PROBLEM TO WORK ON:
Check each line of the material below, and copy it if it holds the string "screenshot".

RECORDED INFORMATION:

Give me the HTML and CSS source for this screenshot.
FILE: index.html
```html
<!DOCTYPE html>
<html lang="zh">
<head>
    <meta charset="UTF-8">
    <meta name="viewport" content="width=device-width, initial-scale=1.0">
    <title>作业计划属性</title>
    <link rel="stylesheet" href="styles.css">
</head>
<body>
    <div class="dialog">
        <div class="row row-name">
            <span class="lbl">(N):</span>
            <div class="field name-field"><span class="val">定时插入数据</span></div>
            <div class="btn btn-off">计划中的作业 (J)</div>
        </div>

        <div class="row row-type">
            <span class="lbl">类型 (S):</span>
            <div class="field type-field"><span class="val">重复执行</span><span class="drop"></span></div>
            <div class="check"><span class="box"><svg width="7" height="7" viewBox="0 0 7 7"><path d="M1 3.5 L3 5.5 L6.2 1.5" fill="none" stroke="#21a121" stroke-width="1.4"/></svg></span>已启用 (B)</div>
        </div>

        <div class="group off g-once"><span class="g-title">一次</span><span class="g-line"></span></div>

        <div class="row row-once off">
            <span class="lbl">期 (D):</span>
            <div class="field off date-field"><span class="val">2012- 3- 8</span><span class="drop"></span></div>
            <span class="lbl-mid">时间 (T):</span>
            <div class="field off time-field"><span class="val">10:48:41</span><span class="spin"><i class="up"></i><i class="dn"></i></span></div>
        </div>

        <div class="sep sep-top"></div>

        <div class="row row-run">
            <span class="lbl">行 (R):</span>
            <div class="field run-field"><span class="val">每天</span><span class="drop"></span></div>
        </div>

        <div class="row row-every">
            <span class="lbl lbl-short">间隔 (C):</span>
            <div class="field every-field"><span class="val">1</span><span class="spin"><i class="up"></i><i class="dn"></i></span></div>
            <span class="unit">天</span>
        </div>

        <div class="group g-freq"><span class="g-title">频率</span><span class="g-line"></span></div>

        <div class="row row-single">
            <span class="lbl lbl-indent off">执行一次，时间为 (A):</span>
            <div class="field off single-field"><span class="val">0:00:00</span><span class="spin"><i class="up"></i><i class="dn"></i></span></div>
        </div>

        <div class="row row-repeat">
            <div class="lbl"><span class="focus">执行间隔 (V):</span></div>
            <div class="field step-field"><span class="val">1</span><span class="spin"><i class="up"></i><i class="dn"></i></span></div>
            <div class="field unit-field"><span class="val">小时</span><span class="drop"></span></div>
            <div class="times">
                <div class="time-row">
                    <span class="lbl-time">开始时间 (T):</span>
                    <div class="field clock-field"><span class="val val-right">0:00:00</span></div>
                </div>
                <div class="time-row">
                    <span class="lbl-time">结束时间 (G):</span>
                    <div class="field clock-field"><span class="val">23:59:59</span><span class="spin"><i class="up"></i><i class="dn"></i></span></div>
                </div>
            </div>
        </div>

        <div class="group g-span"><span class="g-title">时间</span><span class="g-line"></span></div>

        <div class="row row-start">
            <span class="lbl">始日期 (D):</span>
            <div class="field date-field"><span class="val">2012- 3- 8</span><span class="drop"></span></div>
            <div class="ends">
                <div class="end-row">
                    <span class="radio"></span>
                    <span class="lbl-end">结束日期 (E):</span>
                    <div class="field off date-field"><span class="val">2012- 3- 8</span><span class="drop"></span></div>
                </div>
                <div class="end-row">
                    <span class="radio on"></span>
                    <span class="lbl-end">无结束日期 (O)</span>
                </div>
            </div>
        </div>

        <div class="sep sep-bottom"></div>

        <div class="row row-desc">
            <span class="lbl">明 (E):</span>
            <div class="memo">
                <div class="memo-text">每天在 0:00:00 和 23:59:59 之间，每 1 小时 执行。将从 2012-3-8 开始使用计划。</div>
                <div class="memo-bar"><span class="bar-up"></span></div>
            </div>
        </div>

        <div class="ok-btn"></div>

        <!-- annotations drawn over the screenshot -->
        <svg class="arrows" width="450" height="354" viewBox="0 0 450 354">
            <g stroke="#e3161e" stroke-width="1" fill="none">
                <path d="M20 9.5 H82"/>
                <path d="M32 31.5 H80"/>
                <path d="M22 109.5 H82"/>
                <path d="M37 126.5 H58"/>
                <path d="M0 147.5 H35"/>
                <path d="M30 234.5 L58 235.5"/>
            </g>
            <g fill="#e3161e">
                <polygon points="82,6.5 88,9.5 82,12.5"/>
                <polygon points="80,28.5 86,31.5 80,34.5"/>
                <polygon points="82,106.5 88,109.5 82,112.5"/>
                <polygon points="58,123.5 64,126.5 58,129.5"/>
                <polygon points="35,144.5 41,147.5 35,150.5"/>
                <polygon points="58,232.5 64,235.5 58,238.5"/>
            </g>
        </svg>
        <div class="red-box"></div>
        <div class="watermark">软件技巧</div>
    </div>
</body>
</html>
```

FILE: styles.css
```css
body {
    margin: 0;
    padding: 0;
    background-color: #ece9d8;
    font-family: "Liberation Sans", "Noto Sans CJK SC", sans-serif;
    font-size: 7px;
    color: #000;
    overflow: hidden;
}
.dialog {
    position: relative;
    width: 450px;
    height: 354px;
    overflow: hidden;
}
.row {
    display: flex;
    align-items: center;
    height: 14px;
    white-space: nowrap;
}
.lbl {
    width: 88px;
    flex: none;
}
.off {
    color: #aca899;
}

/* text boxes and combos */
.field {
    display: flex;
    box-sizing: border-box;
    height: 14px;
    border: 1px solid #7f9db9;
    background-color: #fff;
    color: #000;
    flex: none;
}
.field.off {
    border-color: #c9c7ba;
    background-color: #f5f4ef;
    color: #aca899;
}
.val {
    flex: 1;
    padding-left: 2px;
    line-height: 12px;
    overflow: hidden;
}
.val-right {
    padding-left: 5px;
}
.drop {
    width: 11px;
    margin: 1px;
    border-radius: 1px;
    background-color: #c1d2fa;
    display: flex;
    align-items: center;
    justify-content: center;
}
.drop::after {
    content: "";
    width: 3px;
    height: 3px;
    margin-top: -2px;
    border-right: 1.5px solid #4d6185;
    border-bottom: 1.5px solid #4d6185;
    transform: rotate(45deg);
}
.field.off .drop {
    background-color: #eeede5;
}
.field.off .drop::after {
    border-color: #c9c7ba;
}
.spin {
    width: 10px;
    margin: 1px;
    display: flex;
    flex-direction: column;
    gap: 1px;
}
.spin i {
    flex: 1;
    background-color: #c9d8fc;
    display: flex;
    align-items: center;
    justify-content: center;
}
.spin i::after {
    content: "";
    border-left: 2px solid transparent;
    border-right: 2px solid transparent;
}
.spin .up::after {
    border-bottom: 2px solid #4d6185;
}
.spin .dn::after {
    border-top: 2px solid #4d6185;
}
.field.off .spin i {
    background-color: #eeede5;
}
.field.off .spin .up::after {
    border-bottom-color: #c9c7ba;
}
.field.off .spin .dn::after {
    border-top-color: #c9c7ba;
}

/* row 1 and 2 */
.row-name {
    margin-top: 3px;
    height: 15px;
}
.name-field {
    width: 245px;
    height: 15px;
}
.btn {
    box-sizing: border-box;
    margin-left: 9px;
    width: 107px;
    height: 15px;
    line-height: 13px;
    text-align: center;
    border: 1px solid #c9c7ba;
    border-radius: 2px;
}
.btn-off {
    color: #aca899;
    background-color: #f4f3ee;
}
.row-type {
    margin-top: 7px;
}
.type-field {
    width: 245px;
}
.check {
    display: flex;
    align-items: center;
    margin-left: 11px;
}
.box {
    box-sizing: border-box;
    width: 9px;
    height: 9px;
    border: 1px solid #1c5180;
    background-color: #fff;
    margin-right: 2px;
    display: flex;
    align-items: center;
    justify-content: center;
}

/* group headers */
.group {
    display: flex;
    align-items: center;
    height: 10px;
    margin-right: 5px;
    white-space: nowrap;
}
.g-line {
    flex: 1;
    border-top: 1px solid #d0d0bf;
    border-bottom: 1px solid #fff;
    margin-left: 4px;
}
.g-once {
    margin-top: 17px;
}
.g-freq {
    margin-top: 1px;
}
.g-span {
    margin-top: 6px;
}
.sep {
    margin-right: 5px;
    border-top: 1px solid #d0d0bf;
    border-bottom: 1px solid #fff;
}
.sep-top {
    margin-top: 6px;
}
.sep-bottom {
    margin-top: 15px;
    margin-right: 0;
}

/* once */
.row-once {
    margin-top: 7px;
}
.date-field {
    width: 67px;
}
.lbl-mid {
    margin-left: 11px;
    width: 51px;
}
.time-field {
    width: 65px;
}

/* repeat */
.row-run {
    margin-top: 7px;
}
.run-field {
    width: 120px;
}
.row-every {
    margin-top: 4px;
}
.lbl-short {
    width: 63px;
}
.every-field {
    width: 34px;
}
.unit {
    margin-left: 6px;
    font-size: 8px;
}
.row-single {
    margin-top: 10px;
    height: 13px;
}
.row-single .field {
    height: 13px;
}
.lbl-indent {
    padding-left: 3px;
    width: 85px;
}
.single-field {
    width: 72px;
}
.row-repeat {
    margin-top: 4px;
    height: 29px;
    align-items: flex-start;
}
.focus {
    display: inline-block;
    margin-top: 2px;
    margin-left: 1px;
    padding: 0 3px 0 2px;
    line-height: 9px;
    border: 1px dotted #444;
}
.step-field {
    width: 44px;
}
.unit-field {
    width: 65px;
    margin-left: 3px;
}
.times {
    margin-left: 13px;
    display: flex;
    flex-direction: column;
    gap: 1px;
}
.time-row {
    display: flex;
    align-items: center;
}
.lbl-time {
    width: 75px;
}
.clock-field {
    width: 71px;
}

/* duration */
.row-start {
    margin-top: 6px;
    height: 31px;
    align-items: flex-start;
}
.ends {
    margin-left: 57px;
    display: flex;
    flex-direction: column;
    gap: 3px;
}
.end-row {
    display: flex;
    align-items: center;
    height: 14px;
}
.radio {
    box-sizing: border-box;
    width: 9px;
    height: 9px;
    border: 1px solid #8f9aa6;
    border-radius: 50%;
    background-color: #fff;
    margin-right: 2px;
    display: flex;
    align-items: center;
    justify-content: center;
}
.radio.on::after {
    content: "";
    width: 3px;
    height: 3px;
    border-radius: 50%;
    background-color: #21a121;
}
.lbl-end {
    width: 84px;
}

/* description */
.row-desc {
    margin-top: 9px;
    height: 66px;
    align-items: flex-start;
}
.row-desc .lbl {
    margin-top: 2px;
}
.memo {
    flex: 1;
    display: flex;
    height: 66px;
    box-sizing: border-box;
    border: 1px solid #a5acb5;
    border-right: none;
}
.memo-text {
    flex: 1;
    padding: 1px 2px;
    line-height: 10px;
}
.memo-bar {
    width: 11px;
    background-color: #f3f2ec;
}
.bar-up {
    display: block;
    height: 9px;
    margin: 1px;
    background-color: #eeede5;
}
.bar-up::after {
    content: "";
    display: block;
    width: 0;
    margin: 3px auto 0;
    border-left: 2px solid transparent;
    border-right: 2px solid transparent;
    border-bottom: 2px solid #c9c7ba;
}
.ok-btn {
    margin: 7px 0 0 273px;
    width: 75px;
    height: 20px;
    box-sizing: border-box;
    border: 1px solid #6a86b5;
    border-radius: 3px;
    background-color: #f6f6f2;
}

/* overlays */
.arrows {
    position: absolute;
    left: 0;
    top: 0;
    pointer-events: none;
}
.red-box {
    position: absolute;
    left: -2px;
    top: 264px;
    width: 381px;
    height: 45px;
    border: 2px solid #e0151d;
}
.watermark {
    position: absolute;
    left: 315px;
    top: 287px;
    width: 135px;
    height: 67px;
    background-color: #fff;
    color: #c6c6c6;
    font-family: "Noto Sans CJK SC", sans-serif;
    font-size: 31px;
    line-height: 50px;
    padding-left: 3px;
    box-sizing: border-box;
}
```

TASK ANSWER:
Give me the HTML and CSS source for this screenshot.
        <!-- annotations drawn over the screenshot -->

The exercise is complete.